Porque sendo o numero de licenciados em portugal substancialmente inferior ao dos restantes paises da OCDE as externalidades que referes são bastante significativas e não se limitam meramente à investigação produzida nas universidades, encontrando-se primordialmente ligadas à qualificação dos recursos humanos

Porque estudar realmente compensa, em termos de rendimento em ciclo de vida. Esse acréscimo de rendimento, traduz-se em futuro acréscimo de riqueza produzida e de receita fiscal arrecadada, pelo que não estamos todos a pagar para uma pequena camada da população, estamos todos (os que pagam) a pagar para todos.
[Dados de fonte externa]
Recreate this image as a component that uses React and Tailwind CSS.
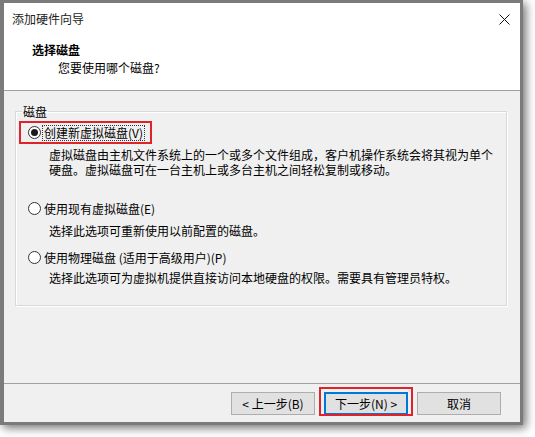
import React from 'react'

const font = { fontFamily: '"Noto Sans CJK SC", "Microsoft YaHei", sans-serif' }

function Radio({ checked }) {
  return (
    <span className="w-[13px] h-[13px] rounded-full border border-[#333] bg-white flex items-center justify-center shrink-0">
      {checked && <span className="w-[7px] h-[7px] rounded-full bg-[#1a1a1a]" />}
    </span>
  )
}

function Btn({ children, primary }) {
  return (
    <button
      className={`w-[84px] h-[23px] text-[12px] leading-none text-black bg-[#e1e1e1] ${
        primary ? 'border-2 border-[#0078d7]' : 'border border-[#adadad]'
      }`}
    >
      {children}
    </button>
  )
}

export default function App() {
  return (
    <div className="w-[535px] h-[437px] bg-white overflow-hidden text-[12px] text-black" style={font}>
      <div className="w-[523px] h-[425px] bg-[#7b7b7b] pt-[3px] pl-[4px] pr-[3px] pb-[3px] shadow-[3px_3px_9px_rgba(0,0,0,0.55)]">
        <div className="w-[516px] h-[419px] bg-[#f0f0f0] flex flex-col">
          {/* title bar */}
          <div className="h-[31px] bg-white flex items-center justify-between pl-[8px] pr-[10px]">
            <span className="text-[12px] text-[#222]">添加硬件向导</span>
            <svg width="11" height="11" viewBox="0 0 11 11" className="mt-[1px]">
              <path d="M0.5 0.5L10.5 10.5M10.5 0.5L0.5 10.5" stroke="#111" strokeWidth="1" />
            </svg>
          </div>

          {/* header */}
          <div className="h-[57px] bg-white border-b border-[#a0a0a0] pl-[28px] pt-[7px] leading-[18px]">
            <div className="font-bold">选择磁盘</div>
            <div className="pl-[26px]">您要使用哪个磁盘?</div>
          </div>

          {/* body */}
          <div className="flex-1 pt-[13px] pl-[11px] pr-[13px] leading-[15px]">
            <fieldset className="border border-[#d9d9d9] shadow-[inset_1px_1px_0_#fff,1px_1px_0_#fff] pb-[20px]">
              <legend className="ml-[6px] px-[1px] leading-[15px]">磁盘</legend>

              <div className="mt-[2px] ml-[3px] w-[133px] h-[23px] border-2 border-[#e0232b] flex items-center pl-[7px] gap-[1px]">
                <Radio checked />
                <span className="border border-dotted border-[#333] px-[1px] leading-[14px]">创建新虚拟磁盘(V)</span>
              </div>
              <div className="mt-[3px] ml-[33px]">
                <div>虚拟磁盘由主机文件系统上的一个或多个文件组成，客户机操作系统会将其视为单个</div>
                <div>硬盘。虚拟磁盘可在一台主机上或多台主机之间轻松复制或移动。</div>
              </div>

              <div className="mt-[23px] ml-[12px] h-[16px] flex items-center gap-[3px]">
                <Radio />
                <span>使用现有虚拟磁盘(E)</span>
              </div>
              <div className="mt-[7px] ml-[33px]">选择此选项可重新使用以前配置的磁盘。</div>

              <div className="mt-[11px] ml-[12px] h-[16px] flex items-center gap-[3px]">
                <Radio />
                <span>使用物理磁盘 (适用于高级用户)(P)</span>
              </div>
              <div className="mt-[5px] ml-[33px]">选择此选项可为虚拟机提供直接访问本地硬盘的权限。需要具有管理员特权。</div>
            </fieldset>
          </div>

          {/* footer */}
          <div className="border-t border-[#a0a0a0] pt-[8px] pb-[7px] pr-[19px] flex justify-end gap-[9px]">
            <Btn>&lt; 上一步(B)</Btn>
            <div className="relative">
              <Btn primary>下一步(N) &gt;</Btn>
              <div className="absolute -left-[5px] -right-[5px] -top-[5px] -bottom-[1px] border-2 border-[#e0232b] pointer-events-none" />
            </div>
            <Btn>取消</Btn>
          </div>
        </div>
      </div>
    </div>
  )
}
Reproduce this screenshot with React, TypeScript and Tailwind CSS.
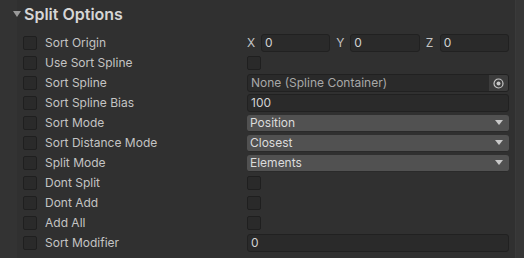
import React from 'react';

const font = { fontFamily: 'Inter, "Noto Sans", sans-serif' };

const Check = () => (
  <div className="w-[14px] h-[14px] rounded-[2px] bg-[#2a2a2a] border border-[#1f1f1f] shrink-0" />
);

const Field = ({ value, className = '' }: { value: string; className?: string }) => (
  <div className={`h-[18px] rounded-[3px] bg-[#2a2a2a] border border-[#212121] flex items-center px-[3px] text-[12px] text-[#d2d2d2] ${className}`}>
    {value}
  </div>
);

const Dropdown = ({ value }: { value: string }) => (
  <div className="h-[17px] w-full rounded-[3px] bg-[#515151] border-b border-[#2a2a2a] flex items-center justify-between pl-[3px] pr-[6px] text-[12px] text-[#dcdcdc]">
    <span>{value}</span>
    <svg width="8" height="5" viewBox="0 0 8 5">
      <path d="M0 0 H8 L4 5 Z" fill="#c8c8c8" />
    </svg>
  </div>
);

const Vec = ({ axis }: { axis: string }) => (
  <div className="flex-1 flex items-center">
    <span className="w-[14px] text-[12px] text-[#c4c4c4]">{axis}</span>
    <Field value="0" className="flex-1" />
  </div>
);

const Row = ({ label, children }: { label: string; children: React.ReactNode }) => (
  <div className="h-[20px] flex items-center">
    <div className="ml-[6px]">
      <Check />
    </div>
    <span className="ml-[8px] w-[202px] text-[12px] text-[#c4c4c4]">{label}</span>
    <div className="w-[262px] flex items-center">{children}</div>
  </div>
);

export default function App() {
  return (
    <div className="w-[524px] h-[258px] bg-[#303030] flex overflow-hidden" style={font}>
      <div className="w-[17px] bg-[#333333]" />
      <div className="flex-1 flex flex-col">
        <div className="h-[28px] flex items-center -ml-[4px]">
          <svg width="8" height="6" viewBox="0 0 8 6" className="mr-[3px]">
            <path d="M0 0 H8 L4 6 Z" fill="#9a9a9a" />
          </svg>
          <span className="text-[16px] font-semibold text-[#d6d6d6]">Split Options</span>
        </div>
        <div className="flex flex-col pt-[5px]">
          <Row label="Sort Origin">
            <div className="flex w-full gap-[6px]">
              <Vec axis="X" />
              <Vec axis="Y" />
              <Vec axis="Z" />
            </div>
          </Row>
          <Row label="Use Sort Spline">
            <Check />
          </Row>
          <Row label="Sort Spline">
            <div className="h-[18px] w-full rounded-[3px] bg-[#2a2a2a] border border-[#212121] flex items-center overflow-hidden">
              <span className="flex-1 pl-[3px] text-[12px] text-[#a8a8a8]">None (Spline Container)</span>
              <div className="w-[19px] h-full bg-[#3c3c3c] flex items-center justify-center">
                <svg width="11" height="11" viewBox="0 0 11 11">
                  <circle cx="5.5" cy="5.5" r="4.5" fill="none" stroke="#c8c8c8" strokeWidth="1.2" />
                  <circle cx="5.5" cy="5.5" r="2" fill="#c8c8c8" />
                </svg>
              </div>
            </div>
          </Row>
          <Row label="Sort Spline Bias">
            <Field value="100" className="w-full" />
          </Row>
          <Row label="Sort Mode">
            <Dropdown value="Position" />
          </Row>
          <Row label="Sort Distance Mode">
            <Dropdown value="Closest" />
          </Row>
          <Row label="Split Mode">
            <Dropdown value="Elements" />
          </Row>
          <Row label="Dont Split">
            <Check />
          </Row>
          <Row label="Dont Add">
            <Check />
          </Row>
          <Row label="Add All">
            <Check />
          </Row>
          <Row label="Sort Modifier">
            <Field value="0" className="w-full" />
          </Row>
        </div>
      </div>
      <div className="w-[9px] bg-[#363636] border-l border-[#3a3a3a]" />
    </div>
  );
}
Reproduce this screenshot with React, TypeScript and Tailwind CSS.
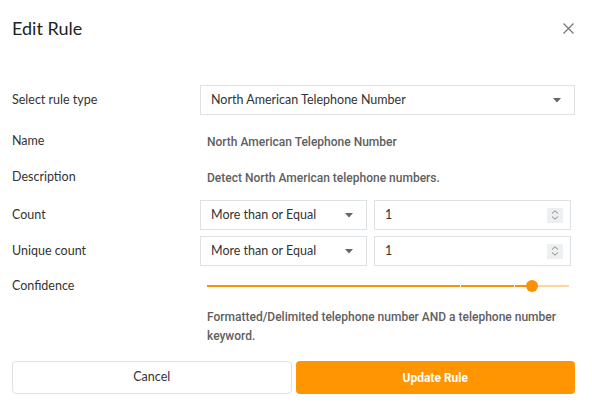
import React from "react";

const labelFont = "font-['Lato','Noto_Sans',sans-serif]";
const valueFont = "font-['Roboto',sans-serif]";

function Caret() {
  return (
    <svg width="8" height="5" viewBox="0 0 8 5" className="shrink-0">
      <path d="M0 0h8L4 4.5z" fill="#666" />
    </svg>
  );
}

function SelectBox({ value, className }: { value: string; className?: string }) {
  return (
    <div
      className={`flex items-center justify-between h-[30px] border border-[#dde2e6] bg-white pl-[10px] pr-[13px] text-[12.5px] text-[#333] ${labelFont} ${className ?? ""}`}
    >
      <span>{value}</span>
      <Caret />
    </div>
  );
}

function NumberBox({ value }: { value: string }) {
  return (
    <div
      className={`flex items-center justify-between h-[30px] w-[197px] border border-[#dde2e6] bg-white pl-[10px] pr-[7px] text-[12.5px] text-[#333] ${labelFont}`}
    >
      <span>{value}</span>
      <div className="flex flex-col items-center justify-center w-[16px] h-[15px] bg-[#eeeff0] gap-[2px]">
        <svg width="8" height="4" viewBox="0 0 8 4">
          <path d="M1 3.5L4 .8 7 3.5" fill="none" stroke="#888" strokeWidth="1" />
        </svg>
        <svg width="8" height="4" viewBox="0 0 8 4">
          <path d="M1 .5L4 3.2 7 .5" fill="none" stroke="#888" strokeWidth="1" />
        </svg>
      </div>
    </div>
  );
}

function Row({ label, children, h }: { label: string; children: React.ReactNode; h: string }) {
  return (
    <div className={`flex items-center ${h}`}>
      <div className={`w-[188px] shrink-0 text-[12.5px] text-[#333] ${labelFont}`}>{label}</div>
      <div className="flex-1 flex items-center">{children}</div>
    </div>
  );
}

function Slider() {
  return (
    <div className="relative w-[362px] h-[14px] ml-[7px]">
      <div className="absolute left-0 top-[6px] h-[2px] w-[253px] bg-[#ff9000]" />
      <div className="absolute left-[254px] top-[6px] h-[2px] w-[53px] bg-[#ff9000]" />
      <div className="absolute left-[308px] top-[6px] h-[2px] w-[18px] bg-[#ff9000]" />
      <div className="absolute left-[326px] top-[6px] h-[2px] w-[36px] bg-[#ffd49a]" />
      <div className="absolute left-[319px] top-[1px] w-[12px] h-[12px] rounded-full bg-[#ff9000]" />
    </div>
  );
}

export default function App() {
  return (
    <div className="w-[592px] h-[406px] bg-white relative overflow-hidden">
      <div className="flex items-center justify-between h-[56px] pl-[12px] pr-[18px]">
        <h1 className={`text-[18px] text-[#222] ${labelFont}`}>Edit Rule</h1>
        <svg width="11" height="11" viewBox="0 0 11 11">
          <path d="M.5.5l10 10M10.5.5l-10 10" stroke="#777" strokeWidth="1.2" />
        </svg>
      </div>

      <div className="pl-[12px] pr-[17px] pt-[29px]">
        <Row label="Select rule type" h="h-[30px]">
          <SelectBox value="North American Telephone Number" className="w-full" />
        </Row>
        <Row label="Name" h="h-[21px] mt-[16px]">
          <span className={`pl-[7px] text-[12px] font-medium text-[#606060] ${valueFont}`}>
            North American Telephone Number
          </span>
        </Row>
        <Row label="Description" h="h-[21px] mt-[15px]">
          <span className={`pl-[7px] text-[12px] font-medium text-[#606060] ${valueFont}`}>
            Detect North American telephone numbers.
          </span>
        </Row>
        <Row label="Count" h="h-[30px] mt-[12px]">
          <div className="flex gap-[7px]">
            <SelectBox value="More than or Equal" className="w-[167px]" />
            <NumberBox value="1" />
          </div>
        </Row>
        <Row label="Unique count" h="h-[30px] mt-[6px]">
          <div className="flex gap-[7px]">
            <SelectBox value="More than or Equal" className="w-[167px]" />
            <NumberBox value="1" />
          </div>
        </Row>
        <Row label="Confidence" h="h-[14px] mt-[13px]">
          <Slider />
        </Row>
        <div className="flex mt-[15px]">
          <div className="w-[188px] shrink-0" />
          <p className={`pl-[7px] w-[360px] text-[12px] leading-[19px] font-medium text-[#606060] ${valueFont}`}>
            Formatted/Delimited telephone number AND a telephone number keyword.
          </p>
        </div>
        <div className="flex gap-[4px] mt-[15px]">
          <button className={`w-[280px] h-[33px] rounded-[4px] border border-[#dde2e6] bg-white text-[12.5px] text-[#333] ${labelFont}`}>
            Cancel
          </button>
          <button className={`w-[280px] h-[33px] rounded-[4px] bg-[#ff9500] text-[12px] font-bold text-white ${valueFont}`}>
            Update Rule
          </button>
        </div>
      </div>
    </div>
  );
}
Quanto ao resto concordo contigo, é preciso pensar global.E é necessário haver pensamento estratégico.
 
"As ideias apresentam-se trocadas logo a partir do primeiro parágrafo." Guarda este tipo de argumentação mesquinha para alimentar o típico debate da assembleia da república na tua futura "eventual" carreira política.

És livre de discordar, mas sinceramente cada vez estou mais convicto das ideias que apresentei. Dos pontos que levantaste vou responder à pergunta. Os outros acho que é mais uma interpretação bastante pessoal que deste.

Num mercado onde pago directamente pelo bem que consumo tenho um poder de exigência formal muito maior, coisa que no caso dos bens públicos isso não acontece. Ninguém falou do volume dos salários dos professores, mas acho que numa gestão privada (atenção isto é diferente de privatização de universidades), o grau de reivindicação é superior. Se pagas e não és bem servido podes sempre reclamar.

"Fico à espera do 'prometido artigo sobre o ISEG', talvez um pouco mais inspirado." Não respondo a cinismos...
 
Confesso que não tive paciência para ler o texto todo mas o ultimo parágrafo chega:

"Porque razão, num país onde se têm só 12% da população licenciada, os impostos de todos pagam os estudos de um grupo que à partida vai receber um salário em média bastante superior ao resto da população?"

Já ouviste falar em externalidades?!?

Se não, avisa-me e eu posso dar-te vários casos práticos onde os outros 88% da população beneficiam do trabalho, salário e empenho dos outros 12%.